Being A Christian in an Age of Pluralism
As our young people (my own 14 year old included) stand on the precipice of adulthood, poised to make an “Adult” decision to affirm their baptism and join our mighty band of Jesus followers through the Rite of Confirmation—I am struck by how very different the world is for Christians from when most of us “joined the church”! The context in which they live, the questions they ask, the presumptions they carry into their engagement with faith and the church are so different that one could say it is another world—a post-modern world for sure, and a post-Christian world as well. These differences define the context that is leading us to sell our big building and imagine a while new way of being followers and community.
As I was preparing for worship this week, I discovered again (for the first time 😉 Marcus Borg’s reflections on being Christian at a time such as this. Many of you know of his theological reflections and his work as a member of the Jesus Seminar. He is a historian—and yet he is an ardent Christian who finds a way to balance the data and facts of post modernity with a passionate faith life and active religious practice. Here are a few thoughts that seem apropos to a Confirmation Sunday and our youths’ decision (from chapter 11 of Borg’s book, “Living the Heart of Christianity”).
Heart and Home: “Why I’m a Christian”
The Christian tradition is familiar; it is “home” for me. I was born into it and grew up in it. Its stories, language, music, and ethos are familiar. It nurtured me.

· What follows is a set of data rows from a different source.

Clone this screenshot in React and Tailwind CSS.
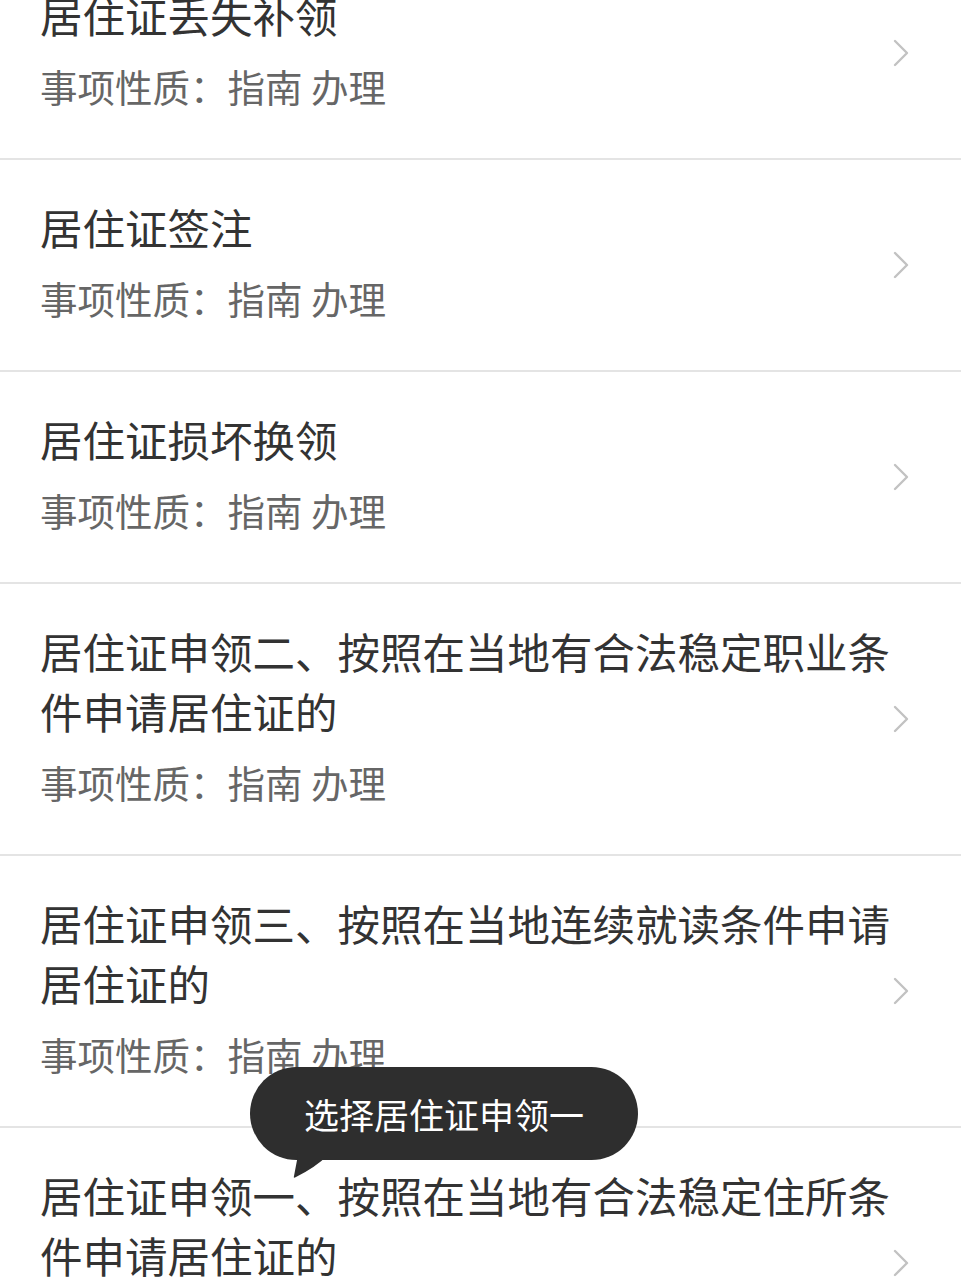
import React from 'react';

const items = [
  '居住证丢失补领',
  '居住证签注',
  '居住证损坏换领',
  '居住证申领二、按照在当地有合法稳定职业条件申请居住证的',
  '居住证申领三、按照在当地连续就读条件申请居住证的',
  '居住证申领一、按照在当地有合法稳定住所条件申请居住证的',
];

function Chevron() {
  return (
    <svg width="16" height="28" viewBox="0 0 16 28" className="shrink-0">
      <polyline points="2,2 14,14 2,26" fill="none" stroke="#c2c2c2" strokeWidth="2.4" strokeLinecap="round" strokeLinejoin="round" />
    </svg>
  );
}

function Row({ title }) {
  return (
    <div className="flex items-center pl-[40px] pr-[52px] border-b-2 border-[#e4e4e4] bg-white">
      <div className="flex-1 min-w-0 pt-[37px] pb-[50px]">
        <p className="w-[866px] text-[42.5px] leading-[60px] text-[#333333]">{title}</p>
        <p className="mt-[19px] text-[37.5px] leading-[44px] text-[#666666]">事项性质：指南 办理</p>
      </div>
      <Chevron />
    </div>
  );
}

export default function App() {
  return (
    <div
      className="relative w-[961px] h-[1280px] overflow-hidden bg-white"
      style={{ fontFamily: '"Noto Sans CJK SC", "Noto Sans", sans-serif' }}
    >
      <div className="-mt-[52px]">
        {items.map((t, i) => (
          <Row key={i} title={t} />
        ))}
      </div>

      {/* toast bubble */}
      <div className="absolute left-[250px] top-[1067px]">
        <div className="w-[388px] h-[93px] rounded-full bg-[#2e2e2e] flex items-center justify-center">
          <span className="text-[35px] leading-none text-white">选择居住证申领一</span>
        </div>
        <svg width="40" height="24" viewBox="0 0 40 24" className="absolute left-[40px] top-[88px]">
          <path d="M8 0 L4 21 Q3 24 6 22 Q26 12 38 0 Z" fill="#2e2e2e" />
        </svg>
      </div>
    </div>
  );
}
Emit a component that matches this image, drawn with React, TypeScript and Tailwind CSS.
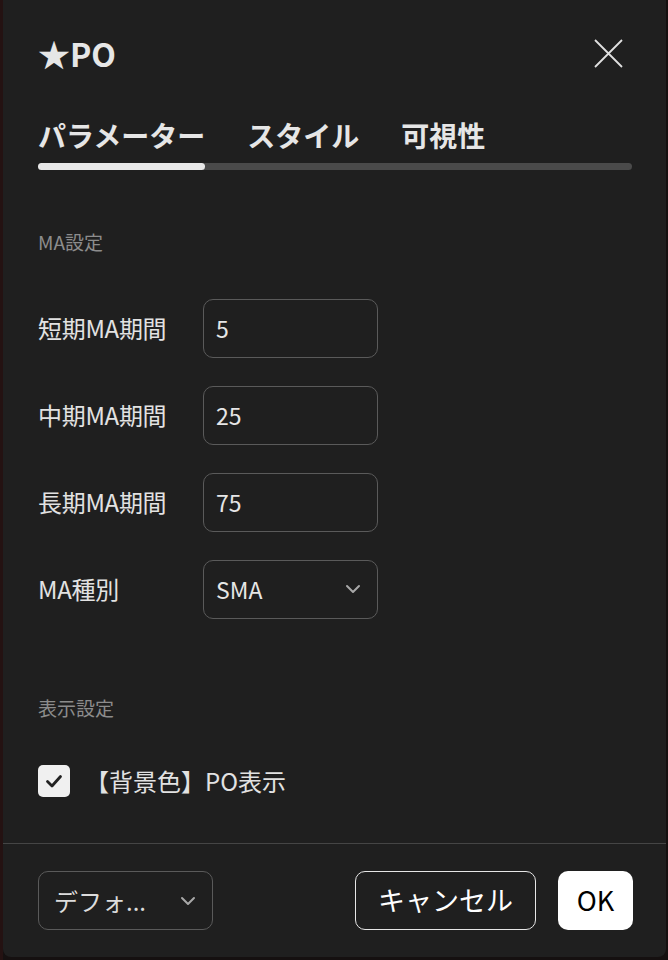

I have grown to appreciate its extraordinary richness: its antiquity and wisdom; the beauty of its language and music and forms of worship; its passion for compassion and justice; the sheer goodness of its most remarkable lives. Its worship nourishes me; its hymns move me; its scripture and theology engage my imagination and thought; its practices shape me.
For me, it mediates the good, the true, and the beautiful; and through all these, it mediates the sacred. It is, for me, a sacrament of the sacred. And it is home.
It is familiar to me in a way that no other religion could ever become. Had I been born a Buddhist or a Muslim or a Jew … I am quite sure I would still be one.
But for me, Christianity is “home” like no other tradition could be. For me, the ethos of Christianity – its vision and way of life, its scripture, worship, language, music, thought, vision, and so forth – is home. Home is about more than familiarity and comfort. Home is also about growing up, about maturation, about learning and living a way of life that one takes into the larger world. Christianity is a way of life; that is its heart. To be Christian means living “the path” within this tradition. At the heart of Christianity is the way of the heart –a path that transforms us at the deepest level of our being.
At the heart of Christianity is the heart of God –a passion for our transformation and the transformation of the world. At the heart of Christianity is participating in the passion of God.
What a blessing it will be to learn from our young people this week and beyond—the ways that they are choosing to live as Christians in a pluralistic culture, in this dramatically different and whole new world! May we all see their journey as connected to ours and may we learn new ways of seeing Jesus in each other through them.